Note : Fast and slow decay refer to the current, not the rotation speed of the motor.
- H-bridge Supplementary Notes
In an H-bridge, it is absolutely forbidden for the FETs on the same side (left/right side) to conduct simultaneously. This would cause current to flow directly to ground without passing through the motor, resulting in a short circuit! Therefore, state transitions must be performed step by step. Integrated H-bridge chips typically resolve this issue automatically internally (using dead-time control), as shown in the figure below: when switching between forward rotation and braking, there is a transition state (OFF).
A4950 Pin Function
| Pin | Definition |
|---|---|
| AOUT1 | Connect to the positive pole of Motor A, and control the motor by output voltage. |
| AOUT2 | Connect to the negative pole of Motor A, and control the motor by output voltage. |
| BOUT1 | Connect to the positive pole of Motor B, and control the motor by output voltage. |
| BOUT2 | Connect to the negative pole of Motor B, and control the motor by output voltage. |
| AIN1 | Motor A PWM Input 1 |
| AIN2 | Motor A PWM Input 2 |
| BIN1 | Motor B PWM Input 1 |
| BIN2 | Motor B PWM Input 2 |
| VM | Positive pole of the motor drive power supply, input according to the motor parameters, with a range of 7.6~30V. |
| VCC | Connect to 5V input. Do not input 3.3V, otherwise it will affect the performance. |
| GND | Grounding |
- The A4950 module determines the motor direction by comparing the magnitude relationship of the PWM outputs from the two control pins.
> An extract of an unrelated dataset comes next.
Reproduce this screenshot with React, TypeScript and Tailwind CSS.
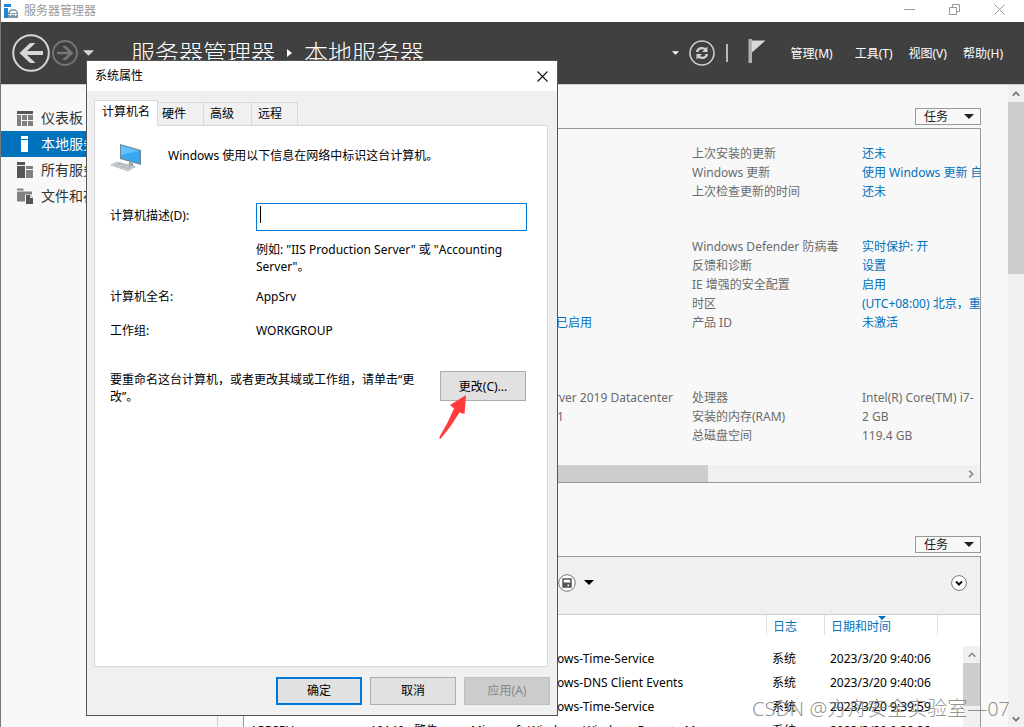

- The difference between the PWM outputs of the two control pins determines the motor speed.
A4950 Control Example
(1) Motor A rotates forward with 50% duty cycle
Solution: Connect the two wires of Motor A to AOUT1 and AOUT2 respectively. Connect AIN1 to low level, and AIN2 to PWM with 50% duty cycle.
Since there is a voltage difference between AIN1 and AIN2, the motor can rotate at 50% speed. The larger the voltage difference, the faster the rotation speed.
(2) Motor B reverse rotation, 20% duty cycle
Solution: Connect the two wires of Motor B to BOUT1 and BOUT2 respectively. Connect BIN1 to high level, and BIN2 to PWM with 20% duty cycle.
Note: If your PWM frequency is relatively high, such as 10 kHz, two PWM pins are required to control forward and reverse rotation. If using Arduino’s default PWM frequency of 500 Hz, you can use one IO pin and one PWM pin to control forward and reverse rotation, but the performance is not as good as using two PWM pins.
Many people still don’t quite understand after reading the above tutorial. In fact, simply put, the voltage difference between the signals of AIN1 and AIN2 controls the output of AOUT1 and AOUT2. If one of the two input pins is at high level (100% duty cycle) and the other is at low level (0% duty cycle), the output will be at maximum speed. The PWM frequencies controlled by the two pins should be the same, such as 10 kHz for both.
A4950 Arduino Tutorial
A4950 Pinout
| Arduino | A4950 | Description |
|---|---|---|
| 5V | VCC | logic power supply |
| GND | GND | Common ground |
| External DC | VM | Motor power supply (match motor voltage) |
| External ground | GND | Common ground |
| D9 | AIN1 | Motor A PWM input 1 |
| D10 | AIN2 | Motor A PWM input 2 |
| \ | AOUT1 | Motor positive terminal |
| \ | AOUT2 | Motor negative terminal |
Note : Attention should be paid to the fact that the VM pin must be connected to the external motor power supply (instead of the Arduino’s 5V) during wiring, and all devices must share a common ground.
A4950 Code
// Define control pins for single motor (Motor A)
const int motorA_IN1 = 9; // AIN1 on A4950 module
const int motorA_IN2 = 10; // AIN2 on A4950 module
// Motor speed (0-255, max speed for testing)
const int motorSpeed = 255;
void setup() {
// Set motor control pins as output mode
pinMode(motorA_IN1, OUTPUT);
pinMode(motorA_IN2, OUTPUT);
// Initialize serial monitor for debugging
Serial.begin(9600);
Serial.println("Single motor starts forward rotation");
// Start motor forward immediately
startMotorForward();
}
void loop() {
// Empty loop - motor runs continuously
}
// Core function: Start motor forward rotation
void startMotorForward() {
digitalWrite(motorA_IN1, HIGH);
digitalWrite(motorA_IN2, LOW);
analogWrite(motorA_IN1, motorSpeed); // PWM speed control
}
A4950 Effect Demonstration
A4950 Application Scenario
1. Small robot mobile platform (wheeled/track-driven)
2. Conveyor belts in automated equipment
3. Axis drive for 3D printers and CNC engraving machines
4. Smart car and aircraft model servo replacement drive
5. Controllable moving components of industrial instruments
Relative Information
Purchase Link
FAQ
How to control the forward and reverse rotation of a motor with the A4950 module?
Just change the combination of high and low levels of IN1/IN2.
Can the A4950 module drive two motors simultaneously?
Yes, dual independent channels.
What happens if motor wires are reversed?
Motor runs in reverse, module is not damaged.
Can A4950 module connect directly to Arduino?
Yes, logic level compatible with 5 V.